▸ Goal: Write out the material exactly, with the pictures left out.
_ _ _ _ _ _ _
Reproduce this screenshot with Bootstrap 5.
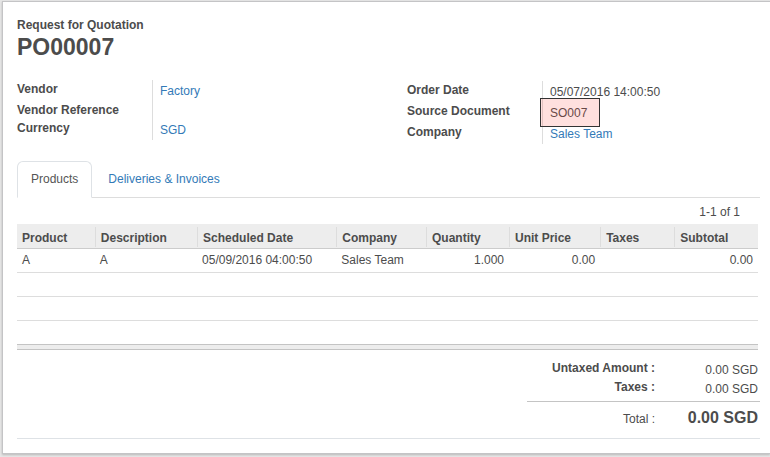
<!DOCTYPE html>
<html lang="en">
<head>
<meta charset="utf-8">
<meta name="viewport" content="width=device-width, initial-scale=1">
<title>Request for Quotation PO00007</title>
<link href="https://cdn.jsdelivr.net/npm/bootstrap@5.3.0/dist/css/bootstrap.min.css" rel="stylesheet">
<style>
  body { background: #e6e6e6; color: #4c4c4c; font-family: "Liberation Sans", Arial, sans-serif; font-size: 12px; line-height: 18px; }
  a { color: #337ab7; }
  .sheet { margin: 1px 0 3px 2px; padding: 14px 10px 14px 14px; border: 1px solid #c4c4c6; border-right: 0; box-shadow: 0 1px 2px rgba(0,0,0,.2); }
  .doc-name { font-size: 23px; line-height: 26px; }
  .groups { display: grid; grid-template-columns: 390fr 353fr; margin-top: 20px; align-items: start; }
  .field-row { display: grid; grid-template-columns: 135px 1fr; }
  .field-value { border-left: 1px solid #ddd; padding: 2px 0 1px 7px; min-height: 18px; }
  .field-value.blank { padding: 0; }
  .order-group { padding-top: 1px; }
  .marked { position: relative; }
  .marked::after { content: ""; position: absolute; left: -3px; top: -4px; width: 60px; height: 29px; border: 1px solid #333; background: rgba(255,60,50,.16); }
  .doc-tabs { margin-top: 17px; --bs-nav-tabs-border-color: #ddd; --bs-nav-link-color: #337ab7; --bs-nav-tabs-link-active-color: #555; }
  .doc-tabs .nav-link { padding: 8px 13px 9px; margin-right: 2px; }
  .lines-wrap { margin-right: 2px; }
  .pager { padding: 5px 18px 3px 0; }
  .lines { table-layout: fixed; width: 100%; border-collapse: collapse; }
  .lines th { background: #ededed; height: 24px; padding: 5px 0 0 5px; position: relative; border-bottom: 1px solid #ccc; }
  .lines th + th::before { content: ""; position: absolute; left: 0; top: 3px; bottom: 1px; border-left: 1px solid #ddd; }
  .lines th + th { padding-left: 6px; }
  .lines td { height: 24px; padding: 0 5px; border-bottom: 1px solid #ddd; }
  .lines tbody tr:last-child td { border-bottom-color: #c4c4c4; }
  .lines tfoot td { height: 5px; background: #ededed; border-bottom: 1px solid #c4c4c4; }
  .totals { width: 233px; margin-top: 9px; }
  .total-row { display: grid; grid-template-columns: 128px 1fr; padding-right: 2px; height: 19px; }
  .total-row > :last-child { padding-top: 2px; }
  .grand { border-top: 1px solid #c4c4c4; margin-top: 4px; padding-top: 7px; height: 37px; line-height: 20px; }
  .grand > :last-child { font-size: 16px; padding: 0; line-height: 18px; }
</style>
<script src="https://cdn.jsdelivr.net/npm/bootstrap@5.3.0/dist/js/bootstrap.bundle.min.js"></script>
</head>
<body>
<main class="sheet bg-white">
  <header>
    <div class="fw-bold">Request for Quotation</div>
    <h1 class="doc-name fw-bold mb-0">PO00007</h1>
  </header>

  <div class="groups">
    <dl class="mb-0">
      <div class="field-row"><dt>Vendor</dt><dd class="field-value mb-0"><a class="text-decoration-none" href="#">Factory</a></dd></div>
      <div class="field-row"><dt>Vendor Reference</dt><dd class="field-value blank mb-0"></dd></div>
      <div class="field-row"><dt>Currency</dt><dd class="field-value mb-0"><a class="text-decoration-none" href="#">SGD</a></dd></div>
    </dl>
    <dl class="order-group mb-0">
      <div class="field-row"><dt>Order Date</dt><dd class="field-value mb-0">05/07/2016 14:00:50</dd></div>
      <div class="field-row"><dt>Source Document</dt><dd class="field-value marked mb-0">SO007</dd></div>
      <div class="field-row"><dt>Company</dt><dd class="field-value mb-0"><a class="text-decoration-none" href="#">Sales Team</a></dd></div>
    </dl>
  </div>

  <ul class="nav nav-tabs doc-tabs">
    <li class="nav-item"><a class="nav-link active" aria-current="page" href="#">Products</a></li>
    <li class="nav-item"><a class="nav-link" href="#">Deliveries &amp; Invoices</a></li>
  </ul>

  <section class="lines-wrap">
    <div class="pager text-end">1-1 of 1</div>
    <table class="lines">
      <colgroup><col style="width:10.5%"><col style="width:13.8%"><col style="width:18.8%"><col style="width:12.1%"><col style="width:11.2%"><col style="width:12.3%"><col style="width:10%"><col></colgroup>
      <thead>
        <tr><th>Product</th><th>Description</th><th>Scheduled Date</th><th>Company</th><th>Quantity</th><th>Unit Price</th><th>Taxes</th><th>Subtotal</th></tr>
      </thead>
      <tbody>
        <tr><td>A</td><td>A</td><td>05/09/2016 04:00:50</td><td>Sales Team</td><td class="text-end">1.000</td><td class="text-end">0.00</td><td></td><td class="text-end">0.00</td></tr>
        <tr><td colspan="8"></td></tr>
        <tr><td colspan="8"></td></tr>
        <tr><td colspan="8"></td></tr>
      </tbody>
      <tfoot><tr><td colspan="8"></td></tr></tfoot>
    </table>
  </section>

  <div class="border-bottom">
    <div class="totals ms-auto text-end">
      <div class="total-row"><strong>Untaxed Amount :</strong><span>0.00 SGD</span></div>
      <div class="total-row"><strong>Taxes :</strong><span>0.00 SGD</span></div>
      <div class="total-row grand"><span>Total :</span><strong>0.00 SGD</strong></div>
    </div>
  </div>
</main>
</body>
</html>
_ _ _ _ _ _ _
▸ The output:
Reproduce this screenshot with Bootstrap 5.
<!DOCTYPE html>
<html lang="en">
<head>
<meta charset="utf-8">
<meta name="viewport" content="width=device-width, initial-scale=1">
<title>Request for Quotation PO00007</title>
<link href="https://cdn.jsdelivr.net/npm/bootstrap@5.3.0/dist/css/bootstrap.min.css" rel="stylesheet">
<style>
  body { background: #e6e6e6; color: #4c4c4c; font-family: "Liberation Sans", Arial, sans-serif; font-size: 12px; line-height: 18px; }
  a { color: #337ab7; }
  .sheet { margin: 1px 0 3px 2px; padding: 14px 10px 14px 14px; border: 1px solid #c4c4c6; border-right: 0; box-shadow: 0 1px 2px rgba(0,0,0,.2); }
  .doc-name { font-size: 23px; line-height: 26px; }
  .groups { display: grid; grid-template-columns: 390fr 353fr; margin-top: 20px; align-items: start; }
  .field-row { display: grid; grid-template-columns: 135px 1fr; }
  .field-value { border-left: 1px solid #ddd; padding: 2px 0 1px 7px; min-height: 18px; }
  .field-value.blank { padding: 0; }
  .order-group { padding-top: 1px; }
  .marked { position: relative; }
  .marked::after { content: ""; position: absolute; left: -3px; top: -4px; width: 60px; height: 29px; border: 1px solid #333; background: rgba(255,60,50,.16); }
  .doc-tabs { margin-top: 17px; --bs-nav-tabs-border-color: #ddd; --bs-nav-link-color: #337ab7; --bs-nav-tabs-link-active-color: #555; }
  .doc-tabs .nav-link { padding: 8px 13px 9px; margin-right: 2px; }
  .lines-wrap { margin-right: 2px; }
  .pager { padding: 5px 18px 3px 0; }
  .lines { table-layout: fixed; width: 100%; border-collapse: collapse; }
  .lines th { background: #ededed; height: 24px; padding: 5px 0 0 5px; position: relative; border-bottom: 1px solid #ccc; }
  .lines th + th::before { content: ""; position: absolute; left: 0; top: 3px; bottom: 1px; border-left: 1px solid #ddd; }
  .lines th + th { padding-left: 6px; }
  .lines td { height: 24px; padding: 0 5px; border-bottom: 1px solid #ddd; }
  .lines tbody tr:last-child td { border-bottom-color: #c4c4c4; }
  .lines tfoot td { height: 5px; background: #ededed; border-bottom: 1px solid #c4c4c4; }
  .totals { width: 233px; margin-top: 9px; }
  .total-row { display: grid; grid-template-columns: 128px 1fr; padding-right: 2px; height: 19px; }
  .total-row > :last-child { padding-top: 2px; }
  .grand { border-top: 1px solid #c4c4c4; margin-top: 4px; padding-top: 7px; height: 37px; line-height: 20px; }
  .grand > :last-child { font-size: 16px; padding: 0; line-height: 18px; }
</style>
<script src="https://cdn.jsdelivr.net/npm/bootstrap@5.3.0/dist/js/bootstrap.bundle.min.js"></script>
</head>
<body>
<main class="sheet bg-white">
  <header>
    <div class="fw-bold">Request for Quotation</div>
    <h1 class="doc-name fw-bold mb-0">PO00007</h1>
  </header>

  <div class="groups">
    <dl class="mb-0">
      <div class="field-row"><dt>Vendor</dt><dd class="field-value mb-0"><a class="text-decoration-none" href="#">Factory</a></dd></div>
      <div class="field-row"><dt>Vendor Reference</dt><dd class="field-value blank mb-0"></dd></div>
      <div class="field-row"><dt>Currency</dt><dd class="field-value mb-0"><a class="text-decoration-none" href="#">SGD</a></dd></div>
    </dl>
    <dl class="order-group mb-0">
      <div class="field-row"><dt>Order Date</dt><dd class="field-value mb-0">05/07/2016 14:00:50</dd></div>
      <div class="field-row"><dt>Source Document</dt><dd class="field-value marked mb-0">SO007</dd></div>
      <div class="field-row"><dt>Company</dt><dd class="field-value mb-0"><a class="text-decoration-none" href="#">Sales Team</a></dd></div>
    </dl>
  </div>

  <ul class="nav nav-tabs doc-tabs">
    <li class="nav-item"><a class="nav-link active" aria-current="page" href="#">Products</a></li>
    <li class="nav-item"><a class="nav-link" href="#">Deliveries &amp; Invoices</a></li>
  </ul>

  <section class="lines-wrap">
    <div class="pager text-end">1-1 of 1</div>
    <table class="lines">
      <colgroup><col style="width:10.5%"><col style="width:13.8%"><col style="width:18.8%"><col style="width:12.1%"><col style="width:11.2%"><col style="width:12.3%"><col style="width:10%"><col></colgroup>
      <thead>
        <tr><th>Product</th><th>Description</th><th>Scheduled Date</th><th>Company</th><th>Quantity</th><th>Unit Price</th><th>Taxes</th><th>Subtotal</th></tr>
      </thead>
      <tbody>
        <tr><td>A</td><td>A</td><td>05/09/2016 04:00:50</td><td>Sales Team</td><td class="text-end">1.000</td><td class="text-end">0.00</td><td></td><td class="text-end">0.00</td></tr>
        <tr><td colspan="8"></td></tr>
        <tr><td colspan="8"></td></tr>
        <tr><td colspan="8"></td></tr>
      </tbody>
      <tfoot><tr><td colspan="8"></td></tr></tfoot>
    </table>
  </section>

  <div class="border-bottom">
    <div class="totals ms-auto text-end">
      <div class="total-row"><strong>Untaxed Amount :</strong><span>0.00 SGD</span></div>
      <div class="total-row"><strong>Taxes :</strong><span>0.00 SGD</span></div>
      <div class="total-row grand"><span>Total :</span><strong>0.00 SGD</strong></div>
    </div>
  </div>
</main>
</body>
</html>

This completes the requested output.